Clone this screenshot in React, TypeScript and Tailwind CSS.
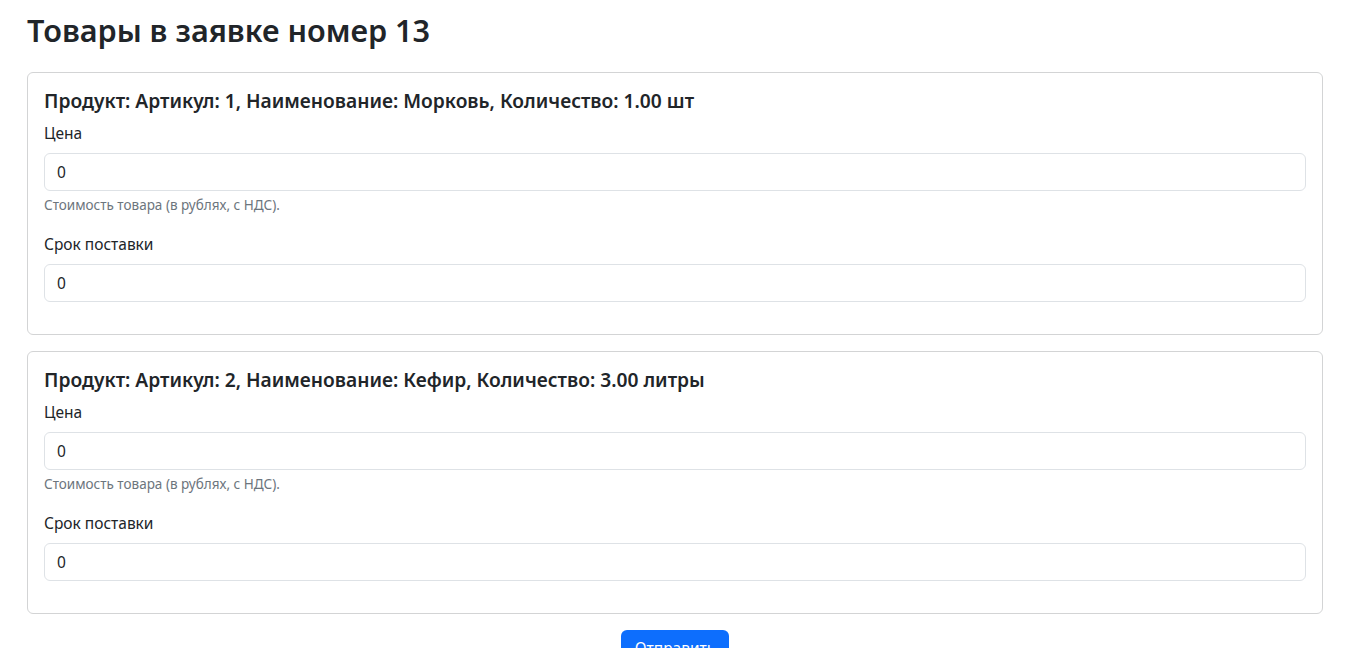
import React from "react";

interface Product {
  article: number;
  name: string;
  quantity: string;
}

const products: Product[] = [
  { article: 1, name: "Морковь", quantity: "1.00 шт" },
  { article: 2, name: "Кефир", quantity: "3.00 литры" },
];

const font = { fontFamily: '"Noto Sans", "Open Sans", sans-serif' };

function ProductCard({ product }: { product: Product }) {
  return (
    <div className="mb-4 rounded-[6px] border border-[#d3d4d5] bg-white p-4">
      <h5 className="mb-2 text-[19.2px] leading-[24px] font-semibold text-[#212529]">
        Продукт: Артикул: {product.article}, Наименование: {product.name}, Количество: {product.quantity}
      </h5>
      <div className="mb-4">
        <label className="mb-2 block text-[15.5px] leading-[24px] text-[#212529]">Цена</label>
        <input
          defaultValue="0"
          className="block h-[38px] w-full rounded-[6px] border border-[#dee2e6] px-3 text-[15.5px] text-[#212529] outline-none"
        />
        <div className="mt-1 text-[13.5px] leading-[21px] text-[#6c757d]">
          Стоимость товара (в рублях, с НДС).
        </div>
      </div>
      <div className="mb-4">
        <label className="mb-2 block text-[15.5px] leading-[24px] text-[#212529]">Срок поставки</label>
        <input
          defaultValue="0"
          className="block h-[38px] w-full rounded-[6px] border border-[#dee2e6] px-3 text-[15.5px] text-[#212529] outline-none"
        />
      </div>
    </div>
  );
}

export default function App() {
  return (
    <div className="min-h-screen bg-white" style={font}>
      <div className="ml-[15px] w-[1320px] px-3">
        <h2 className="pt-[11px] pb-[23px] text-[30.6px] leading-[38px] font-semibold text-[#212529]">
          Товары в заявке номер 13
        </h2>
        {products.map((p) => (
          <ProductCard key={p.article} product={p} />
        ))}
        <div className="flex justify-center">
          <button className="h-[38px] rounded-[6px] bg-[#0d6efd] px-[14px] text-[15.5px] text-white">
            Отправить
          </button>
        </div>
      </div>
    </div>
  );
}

####

- [EXERCISE INSTRUCTIONS]: Copy the whole listing above word for word but do not carry over the pictures.

- [THE REPLY]:
Clone this screenshot in React, TypeScript and Tailwind CSS.
import React from "react";

interface Product {
  article: number;
  name: string;
  quantity: string;
}

const products: Product[] = [
  { article: 1, name: "Морковь", quantity: "1.00 шт" },
  { article: 2, name: "Кефир", quantity: "3.00 литры" },
];

const font = { fontFamily: '"Noto Sans", "Open Sans", sans-serif' };

function ProductCard({ product }: { product: Product }) {
  return (
    <div className="mb-4 rounded-[6px] border border-[#d3d4d5] bg-white p-4">
      <h5 className="mb-2 text-[19.2px] leading-[24px] font-semibold text-[#212529]">
        Продукт: Артикул: {product.article}, Наименование: {product.name}, Количество: {product.quantity}
      </h5>
      <div className="mb-4">
        <label className="mb-2 block text-[15.5px] leading-[24px] text-[#212529]">Цена</label>
        <input
          defaultValue="0"
          className="block h-[38px] w-full rounded-[6px] border border-[#dee2e6] px-3 text-[15.5px] text-[#212529] outline-none"
        />
        <div className="mt-1 text-[13.5px] leading-[21px] text-[#6c757d]">
          Стоимость товара (в рублях, с НДС).
        </div>
      </div>
      <div className="mb-4">
        <label className="mb-2 block text-[15.5px] leading-[24px] text-[#212529]">Срок поставки</label>
        <input
          defaultValue="0"
          className="block h-[38px] w-full rounded-[6px] border border-[#dee2e6] px-3 text-[15.5px] text-[#212529] outline-none"
        />
      </div>
    </div>
  );
}

export default function App() {
  return (
    <div className="min-h-screen bg-white" style={font}>
      <div className="ml-[15px] w-[1320px] px-3">
        <h2 className="pt-[11px] pb-[23px] text-[30.6px] leading-[38px] font-semibold text-[#212529]">
          Товары в заявке номер 13
        </h2>
        {products.map((p) => (
          <ProductCard key={p.article} product={p} />
        ))}
        <div className="flex justify-center">
          <button className="h-[38px] rounded-[6px] bg-[#0d6efd] px-[14px] text-[15.5px] text-white">
            Отправить
          </button>
        </div>
      </div>
    </div>
  );
}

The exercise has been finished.